─── INFORMATION SHOWN

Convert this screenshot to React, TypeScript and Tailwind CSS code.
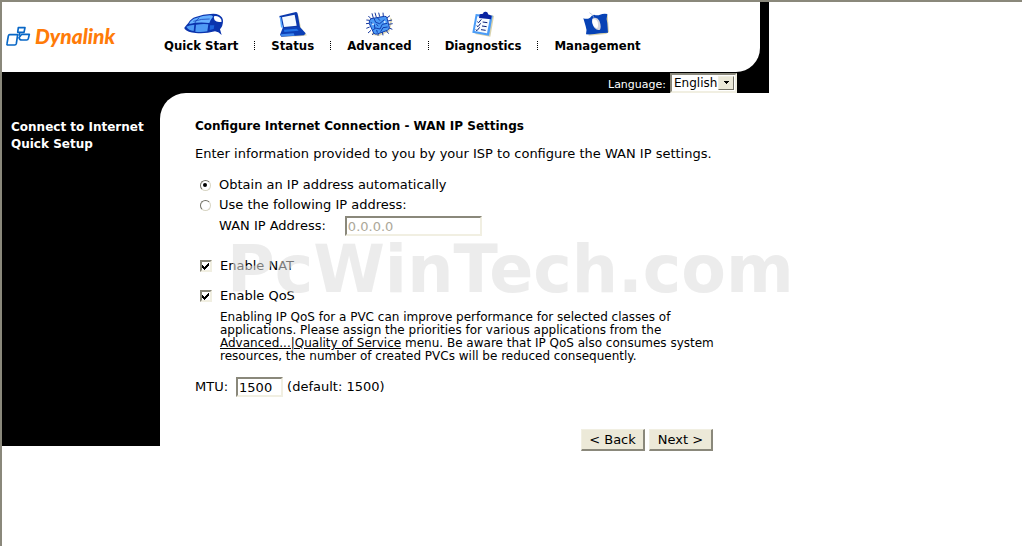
import { useState } from "react";
import type { InputHTMLAttributes, ReactNode } from "react";

const sunken = "border-2 border-t-[#8a887b] border-l-[#8a887b] border-r-[#f1efe2] border-b-[#f1efe2] bg-white";

export default function App() {
  return (
    <div className="min-h-screen border-t-2 border-l-2 border-[#8a887b] bg-white font-['Verdana','DejaVu_Sans',sans-serif] text-[13px] leading-4 text-black">
      <div className="w-full max-w-[767px]">
        <Header />
        <div className="flex items-start bg-white">
          <Sidebar />
          <WanSettings />
        </div>
      </div>
    </div>
  );
}

/* ---------------------------------------------------------------------- */

const tabs: { label: string; icon: ReactNode }[] = [
  { label: "Quick Start", icon: <MouseIcon /> },
  { label: "Status", icon: <LaptopIcon /> },
  { label: "Advanced", icon: <ChipIcon /> },
  { label: "Diagnostics", icon: <ClipboardIcon /> },
  { label: "Management", icon: <FolderIcon /> },
];

function Header() {
  return (
    <header className="bg-black">
      <div className="mr-[9px] flex rounded-br-[24px] bg-white pb-[18px]">
        <a href="#home" className="flex w-[162px] items-start gap-1 pt-[22px] pl-1">
          <LogoMark />
          <span className="font-['Lato',sans-serif] text-[21px] leading-6 font-black text-[#ff7b08] italic">
            Dynalink
          </span>
        </a>
        <nav className="flex items-end gap-4 pt-2">
          {tabs.map((t, i) => (
            <div key={t.label} className="flex items-end gap-4">
              {i > 0 && <span className="mb-1 h-[9px] border-l border-dotted border-black" />}
              <a
                href="#tab"
                className="flex flex-col items-center font-['DejaVu_Sans_Condensed','DejaVu_Sans',sans-serif] font-bold whitespace-nowrap"
              >
                <span className="flex h-7 items-center">{t.icon}</span>
                {t.label}
              </a>
            </div>
          ))}
        </nav>
      </div>
      <div className="flex h-[21px] items-center justify-end gap-1 pr-8 text-white">
        <label htmlFor="language" className="pt-1 text-[11px]">
          Language:
        </label>
        <div className="grid">
          <select
            id="language"
            className={`${sunken} col-start-1 row-start-1 h-5 w-[67px] appearance-none pl-[2px] text-[12px] leading-4 text-black`}
          >
            <option>English</option>
          </select>
          <span className="pointer-events-none col-start-1 row-start-1 mr-[3px] grid h-[14px] w-4 place-items-center self-center justify-self-end border border-t-[#f1efe2] border-r-[#716f64] border-b-[#716f64] border-l-[#f1efe2] bg-[#ece9d8]">
            <svg width="5" height="3" viewBox="0 0 5 3" shapeRendering="crispEdges">
              <path d="M0 0h5v1h-1v1h-1v1h-1v-1h-1v-1h-1z" />
            </svg>
          </span>
        </div>
      </div>
    </header>
  );
}

function Sidebar() {
  return (
    <aside className="min-h-[353px] w-[158px] shrink-0 bg-black pt-[26px] pl-[9px] text-[12px] leading-[17px] font-bold text-white">
      <a href="#connect" className="block whitespace-nowrap">
        Connect to Internet
      </a>
      <a href="#setup" className="block">
        Quick Setup
      </a>
    </aside>
  );
}

function WanSettings() {
  const [mode, setMode] = useState("auto");

  return (
    <div className="min-w-0 flex-1 bg-black">
      <main className="relative rounded-tl-[26px] bg-white pt-[25px] pl-[35px]">
        <h1 className="text-[12px] font-bold">Configure Internet Connection - WAN IP Settings</h1>
        <p className="mt-3">Enter information provided to you by your ISP to configure the WAN IP settings.</p>

        <div className="mt-[13px] pl-1">
          <label className="flex h-5 items-center gap-2">
            <Radio name="mode" checked={mode === "auto"} onChange={() => setMode("auto")} />
            Obtain an IP address automatically
          </label>
          <label className="flex h-5 items-center gap-2">
            <Radio name="mode" checked={mode === "static"} onChange={() => setMode("static")} />
            Use the following IP address:
          </label>
          <div className="mt-px flex items-center gap-[19px] pl-5">
            <label htmlFor="wan-ip">WAN IP Address:</label>
            <input
              id="wan-ip"
              defaultValue="0.0.0.0"
              disabled={mode === "auto"}
              className={`${sunken} h-5 w-[137px] px-px disabled:text-[#aca899]`}
            />
          </div>
        </div>

        <div className="mt-5 pl-1">
          <label className="flex h-5 items-center gap-2">
            <Checkbox />
            Enable NAT
          </label>
          <label className="mt-[10px] flex h-5 items-center gap-2">
            <Checkbox />
            Enable QoS
          </label>
          <p className="mt-[5px] pl-[21px] text-[12px] leading-[13px]">
            Enabling IP QoS for a PVC can improve performance for selected classes of
            <br />
            applications. Please assign the priorities for various applications from the
            <br />
            <a href="#qos" className="underline">
              Advanced...|Quality of Service
            </a>{" "}
            menu. Be aware that IP QoS also consumes system
            <br />
            resources, the number of created PVCs will be reduced consequently.
          </p>
        </div>

        <div className="mt-[14px] flex items-center">
          <label htmlFor="mtu">MTU:</label>
          <input id="mtu" defaultValue="1500" className={`${sunken} mr-1 ml-2 h-5 w-[47px] px-px`} />
          (default: 1500)
        </div>

        <div className="mt-8 flex justify-end gap-1 pr-14">
          <Button>&lt; Back</Button>
          <Button>Next &gt;</Button>
        </div>

        <div className="pointer-events-none absolute top-[138px] left-[67px] font-['DejaVu_Sans',sans-serif] text-[65px] leading-[78px] font-bold text-[#dcdcdc]/55">
          PcWinTech.com
        </div>
      </main>
    </div>
  );
}

/* ---------------------------------------------------------------------- */

function Button({ children }: { children: ReactNode }) {
  return (
    <button
      type="button"
      className="h-[22px] w-16 border-t border-r-2 border-b-2 border-l border-t-[#f1efe2] border-r-[#8a887b] border-b-[#8a887b] border-l-[#f1efe2] bg-[#ece9d8]"
    >
      {children}
    </button>
  );
}

function Radio(props: InputHTMLAttributes<HTMLInputElement>) {
  return (
    <span className="grid size-3 place-items-center">
      <input
        type="radio"
        className="peer col-start-1 row-start-1 size-[11px] appearance-none rounded-full border border-t-[#716f64] border-r-[#d8d5c4] border-b-[#d8d5c4] border-l-[#716f64] bg-white"
        {...props}
      />
      <span className="pointer-events-none z-10 col-start-1 row-start-1 hidden size-1 rounded-full bg-black peer-checked:block" />
    </span>
  );
}

function Checkbox() {
  return (
    <span className="grid size-[13px] place-items-center">
      <input
        type="checkbox"
        defaultChecked
        className={`${sunken} peer col-start-1 row-start-1 size-3 appearance-none`}
      />
      <svg
        width="7"
        height="7"
        viewBox="0 0 7 7"
        shapeRendering="crispEdges"
        className="pointer-events-none z-10 col-start-1 row-start-1 hidden peer-checked:block"
      >
        <path d="M0 2h1v1h1v1h1v-1h1v-1h1v-1h1v-1h1v3h-1v1h-1v1h-1v1h-1v1h-1v-1h-1v-1h-1z" />
      </svg>
    </span>
  );
}

function LogoMark() {
  return (
    <svg width="25" height="21" viewBox="16 76 75 63" className="mt-[2px] shrink-0" fill="none" stroke="#0867c6" strokeWidth="5" strokeLinejoin="round">
      <path d="M27 102h24l-4 27q-1 4-5 4H22q-4 0-3-4l4-23q1-4 4-4z" />
      <path d="M53 81h20l-3 14H51z" />
      <path d="M63 101h23l-3 13q-1 4-5 4H63q-6 0-8-7z" />
      <path d="M58 95l-3 10" />
    </svg>
  );
}

function MouseIcon() {
  return (
    <svg width="39" height="23" viewBox="91 36 117 69" className="ml-1">
      <path d="M92 80q6-8 12-14 8-14 22-18 24-9 44-9 16-2 26 3 12 6 12 18 0 15-9 25l5 17q-10-10-20-11-30 8-58 5-24-1-33-12z" fill="#0b34ad" />
      <path d="M98 77q8-5 24-6l-2 19q-15-2-22-13z" fill="#4f9bf5" />
      <path d="M127 71q22-3 37-1l-3 21q-18 4-36 1z" fill="#4f9bf5" />
      <path d="M106 69q6-14 22-18 20-7 40-8 9 0 10 4-8 9-11 19-32-4-61 3z" fill="#68b1ff" />
      <path d="M181 46q10-3 18 4 5 5 5 12-14 3-21-4-4-5-2-12z" fill="#fff" />
      <path d="M169 73l-1 14 12-3 2-11z" fill="#1e64dd" />
      <path d="M122 70q3-12 15-20M119 61q25-8 49-7" fill="none" stroke="#0b34ad" strokeWidth="2" />
    </svg>
  );
}

function LaptopIcon() {
  return (
    <svg width="28" height="26" viewBox="373 34 84 78">
      <path d="M431 44l8 42 18 21-20 3-58 1 4-5 46-4z" fill="#d9d3ad" />
      <path d="M374 49l50-12q4 0 5 5l7 41-50 4z" fill="#0a38ad" />
      <path d="M382 53l38-8 6 33-38 4z" fill="#f5faff" />
      <path d="M375 52l4 31 6 3-6-34z" fill="#5aa8ff" />
      <path d="M384 85l51-4 18 20-5 6-68 4-4-6z" fill="#0b3fb6" />
      <path d="M388 90l38-3 6 6-43 4z" fill="#2272e6" />
      <path d="M378 104l39-3 3 7-40 2z" fill="#3c85ec" />
    </svg>
  );
}

function ChipIcon() {
  return (
    <svg width="28" height="26" viewBox="627 34 84 78">
      <path d="M646 100l53-13 4-34 6 7-8 35-32 14-20-3z" fill="#ded8b3" />
      <path d="M646 58l-9-9M652 55l-4-14M661 53l-4-14M671 51l-3-12M682 50l-1-11M692 55l10-7M696 64l12-3M698 74l12-2M697 84l12 5M690 92l8 10M679 96l2 11M667 99l-1 9M654 98l-5 8M645 92l-9 8M641 82l-10 4M640 71l-10 1M641 62l-10-1" stroke="#173aa0" strokeWidth="3" />
      <path d="M645 57l40-7q7-1 8 5l7 28q0 6-6 9l-30 11q-7 2-11-3l-13-28q-2-9 5-15z" fill="#4b9af5" stroke="#123cad" strokeWidth="3" />
      <path d="M654 56l5 12 12 4 14-12M663 53l9 10M644 68l11 7 2 13M650 92l9-7 13 3 7-14 15-3M664 99l-2-8M674 96l7-12 14-2M667 79l-6-5" fill="none" stroke="#123cad" strokeWidth="3" />
      <circle cx="651" cy="74" r="3" fill="#d9edff" />
      <circle cx="686" cy="67" r="3" fill="#d9edff" />
    </svg>
  );
}

function ClipboardIcon() {
  return (
    <svg width="22" height="26" viewBox="203 34 66 78">
      <path d="M262 46l7 3-11 62-46-8z" fill="#d9d3ad" />
      <path d="M214 43l51 5-11 60-50-9z" fill="#4b9cf7" />
      <path d="M219 50l38 4-9 47-37-7z" fill="#f7fbff" />
      <path d="M224 55l2-11 10-2q1-7 8-6 7 0 7 8l11 4-2 11z" fill="#0822a0" />
      <path d="M219 66l4 3 8-10M217 78l4 3 8-10M214 90l4 3 8-10M235 67l14 2M233 79l14 2M230 90l14 2" fill="none" stroke="#081f78" strokeWidth="3" />
    </svg>
  );
}

function FolderIcon() {
  return (
    <svg width="26" height="24" viewBox="533 34 78 72" className="mr-1">
      <path d="M601 42h6l4 52-9 6-53 5z" fill="#d9d3ad" />
      <path d="M534 53q11 4 20-2 5-8 12-9 10 4 18 0 10-4 22-2-4 14 0 28l2 28q-12 0-24 2-20 4-42 3 4-12-1-24z" fill="#0742b5" />
      <path d="M561 54q13-7 21 6 7 18 2 27-8 4-16-5-11-16-7-28z" fill="#d3d5de" />
      <path d="M562 56q12-3 15 9 3 13-2 18-8-1-12-11-3-10-1-16z" fill="#fff" />
      <path d="M566 52q-1-10-14-16" fill="none" stroke="#a9b6d0" strokeWidth="2" />
    </svg>
  );
}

──────

* TASK OBJECTIVE:
Reproduce the material above from its first line through the line containing "border-t-[#8a887b] border-l-[#8a887b] border-r-[#f1efe2]", both ends included, and skip every picture.

* RESULT OF THE TASK:
Convert this screenshot to React, TypeScript and Tailwind CSS code.
import { useState } from "react";
import type { InputHTMLAttributes, ReactNode } from "react";

const sunken = "border-2 border-t-[#8a887b] border-l-[#8a887b] border-r-[#f1efe2] border-b-[#f1efe2] bg-white";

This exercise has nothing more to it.